People were going to sleep to look through walls in third person. I changed it so when you’re asleep now you’re looking through the player’s eyes. This involved added a new camera mode, an in the eye mode (which is gonna be used when you die etc too). Admins can switch to in the eye mode using F3, it’s pretty fun and has made us want to put it in the game properly.. but if that happens it’s going to be months away.

Wipe

Because of the big terrain changes this update requires a wipe. I’m guessing about half of you love wipes, and about half of you hate them. It’s something that is required quite regularly at this stage of development but we’re trying to keep it to an absolute minimum.

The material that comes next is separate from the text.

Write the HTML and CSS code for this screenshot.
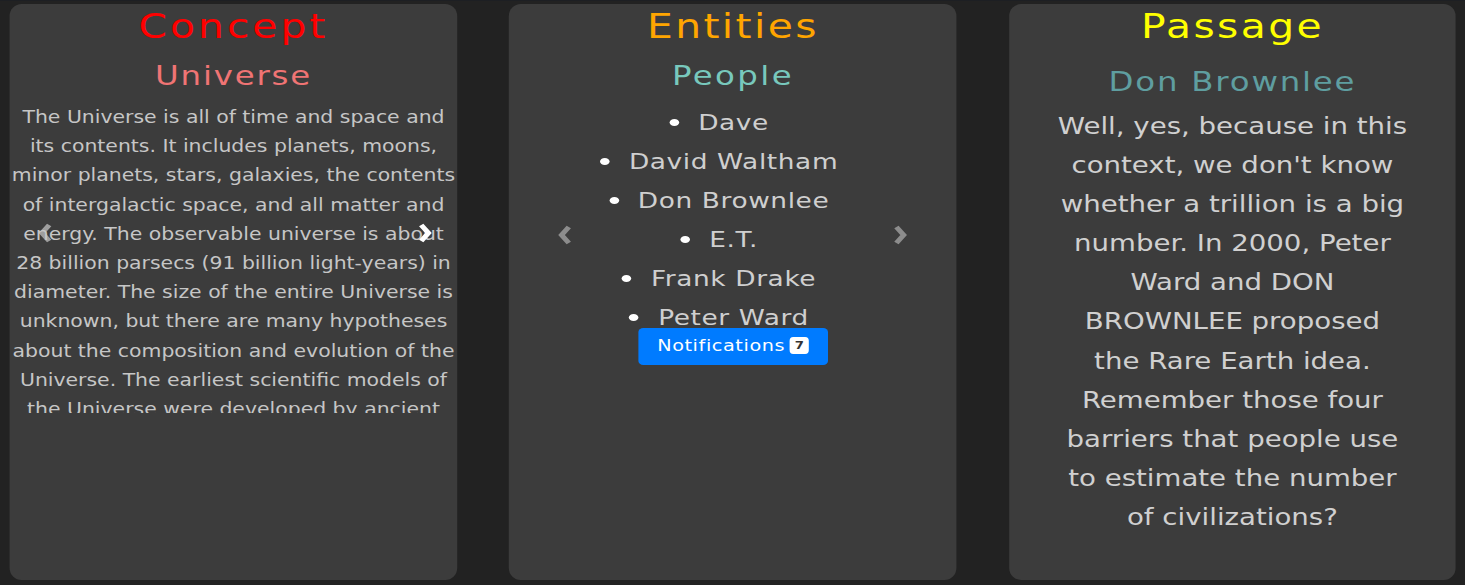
FILE: index.html
```html
<!DOCTYPE html>
<html lang="en">
<head>
<meta charset="utf-8">
<title>Concept / Entities / Passage</title>
<link rel="stylesheet" href="styles.css">
</head>
<body>
<main class="board">
  <section class="card">
    <h1 class="title title-concept">Concept</h1>
    <h2 class="subtitle subtitle-concept">Universe</h2>
    <div class="carousel carousel-concept">
      <p class="concept-text">The Universe is all of time and space and<br>its contents. It includes planets, moons,<br>minor planets, stars, galaxies, the contents<br>of intergalactic space, and all matter and<br>energy. The observable universe is about<br>28 billion parsecs (91 billion light-years) in<br>diameter. The size of the entire Universe is<br>unknown, but there are many hypotheses<br>about the composition and evolution of the<br>Universe. The earliest scientific models of<br>the Universe were developed by ancient<br>Greek and Indian philosophers.</p>
      <span class="arrow arrow-left arrow-dim"><svg viewBox="0 0 13 22" width="13" height="22"><path d="M10 3 L4 11 L10 19" fill="none" stroke="currentColor" stroke-width="4.5"/></svg></span>
      <span class="arrow arrow-right arrow-bright"><svg viewBox="0 0 13 22" width="13" height="22"><path d="M3 3 L9 11 L3 19" fill="none" stroke="currentColor" stroke-width="4.5"/></svg></span>
    </div>
  </section>

  <section class="card">
    <h1 class="title title-entities">Entities</h1>
    <h2 class="subtitle subtitle-people">People</h2>
    <div class="carousel carousel-entities">
      <ul class="people">
        <li>Dave</li>
        <li>David Waltham</li>
        <li>Don Brownlee</li>
        <li>E.T.</li>
        <li>Frank Drake</li>
        <li>Peter Ward</li>
      </ul>
      <button class="notify" type="button">Notifications<span class="badge">7</span></button>
      <span class="arrow arrow-left arrow-gray"><svg viewBox="0 0 13 22" width="13" height="22"><path d="M10 3 L4 11 L10 19" fill="none" stroke="currentColor" stroke-width="4.5"/></svg></span>
      <span class="arrow arrow-right arrow-gray"><svg viewBox="0 0 13 22" width="13" height="22"><path d="M3 3 L9 11 L3 19" fill="none" stroke="currentColor" stroke-width="4.5"/></svg></span>
    </div>
  </section>

  <section class="card">
    <h1 class="title title-passage">Passage</h1>
    <h2 class="subtitle subtitle-speaker">Don Brownlee</h2>
    <p class="passage-text">Well, yes, because in this<br>context, we don't know<br>whether a trillion is a big<br>number. In 2000, Peter<br>Ward and DON<br>BROWNLEE proposed<br>the Rare Earth idea.<br>Remember those four<br>barriers that people use<br>to estimate the number<br>of civilizations?</p>
  </section>
</main>
</body>
</html>
```

FILE: styles.css
```css
* { box-sizing: border-box; }

html, body {
  margin: 0;
  padding: 0;
  background: #222222;
}

body {
  font-family: "DejaVu Sans", "Open Sans", sans-serif;
  color: #cfcfcf;
  height: 585px;
  overflow: hidden;
}

/* The whole board is drawn horizontally stretched, as in the reference. */
.board {
  width: 1221px;
  height: 585px;
  transform: scaleX(1.2);
  transform-origin: 0 0;
  display: grid;
  grid-template-columns: 372.5px 373.3px 372.5px;
  column-gap: 43.33px;
  padding: 3px 0 6px 8.33px;
  border-top: 1px solid #1d1f23;
}

.card {
  background: #3c3c3c;
  border-radius: 10px / 12px;
  display: flex;
  flex-direction: column;
  align-items: center;
  text-align: center;
  height: 576px;
  min-width: 0;
}

.title {
  margin: 0;
  font-weight: 400;
  font-size: 34px;
  line-height: 42px;
  letter-spacing: 2px;
  margin-top: 1px;
}

.title-concept { color: #ff0000; letter-spacing: 2.5px; }
.title-entities { color: #ffa500; }
.title-passage { color: #ffff00; }

.subtitle {
  margin: 0;
  font-weight: 400;
  font-size: 27px;
  line-height: 36px;
  letter-spacing: 1.5px;
  margin-top: 11px;
}

.subtitle-concept { color: #f07474; }
.subtitle-people { color: #78c8bc; letter-spacing: 2px; }
.subtitle-speaker { color: #5f9ea0; margin-top: 17px; }

.carousel {
  position: relative;
  width: 100%;
}

.carousel-concept {
  margin-top: 9px;
  height: 310px;
  overflow: hidden;
}

.concept-text {
  margin: 0;
  font-size: 17px;
  line-height: 29.2px;
  color: #c6c6c6;
  white-space: nowrap;
}

.carousel-entities {
  display: flex;
  flex-direction: column;
  align-items: center;
  margin-top: 9px;
  height: 270px;
}

.people {
  list-style: none;
  margin: 0;
  padding: 0 23px 0 0;
  font-size: 22px;
  line-height: 39px;
  letter-spacing: 0.5px;
  color: #cfcfcf;
}

.people li::before {
  content: "";
  display: inline-block;
  width: 8px;
  height: 7px;
  border-radius: 50%;
  background: #ffffff;
  vertical-align: middle;
  margin: -3px 16px 0 0;
}

.notify {
  margin-top: -9px;
  width: 158px;
  height: 37px;
  border: none;
  border-radius: 4px / 4px;
  background: #007bff;
  color: #ffffff;
  font-family: "DejaVu Sans", "Open Sans", sans-serif;
  font-size: 16px;
  letter-spacing: 0.5px;
  display: flex;
  align-items: center;
  justify-content: center;
  gap: 4px;
  padding: 0 0 2px 0;
}

.badge {
  background: #ffffff;
  color: #333333;
  border-radius: 3px / 4px;
  font-size: 11px;
  font-weight: 700;
  line-height: 15px;
  letter-spacing: 0;
  padding: 1px 4px;
}

.arrow {
  position: absolute;
  width: 13px;
  height: 22px;
  display: flex;
}

.arrow-dim { color: rgba(200, 200, 200, 0.7); }
.arrow-bright { color: #ffffff; }
.arrow-gray { color: #8c8c8c; }

.carousel-concept .arrow { top: 119px; }
.carousel-entities .arrow { top: 121px; }
.carousel-concept .arrow-left { left: 22.5px; }
.carousel-concept .arrow-right { right: 20px; }
.carousel-entities .arrow-left { left: 40px; }
.carousel-entities .arrow-right { right: 40px; }

.passage-text {
  margin: 7px 0 0 0;
  font-size: 23px;
  line-height: 39.1px;
  color: #d0d0d0;
  white-space: nowrap;
}
```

Only the map needs to wipe – you will keep your blueprints.

The Rest

  • Toned down screen overlays
  • Fixed radpills not working
  • Window bar upgrades
  • Fixed campfire slot count
  • Admin noclip (rightshift and L)
  • Tweaked loot spawn, weapon damages & other balances

Summary

Programming kicked my ass this week. Almost all my time was spent on that network bug, or worrying about it – even typing this now is making my brain itch thinking that it might possibly still exist. Thankfully Team Rust has stepped up and made this post a less boring than it otherwise would be.

Hopefully we’re all good to go and next week will be business as usual. Andre killed it this week with the terrain stuff, the world is looking a lot fuller, we’re getting the rock maze effects from legacy. So we’re making good progress.

Anyway – next week. So next week I have a list of stuff I want to work on. Priority is stats for building damage. Everything needs to be tweaked and balanced. Rendering the buildings is getting slow too, so I’m going to look at batching there. Generally though performance is pretty good. Especially servers – although I’m still seeing memory leaks in the old version, hopefully this update will make things better. Really, the server is performing better awesome, it wasn’t that long ago that we were struggling to get over 30 fps after being up for 2 days, now we’re seeing 200+fps. So lets hope it stays like that.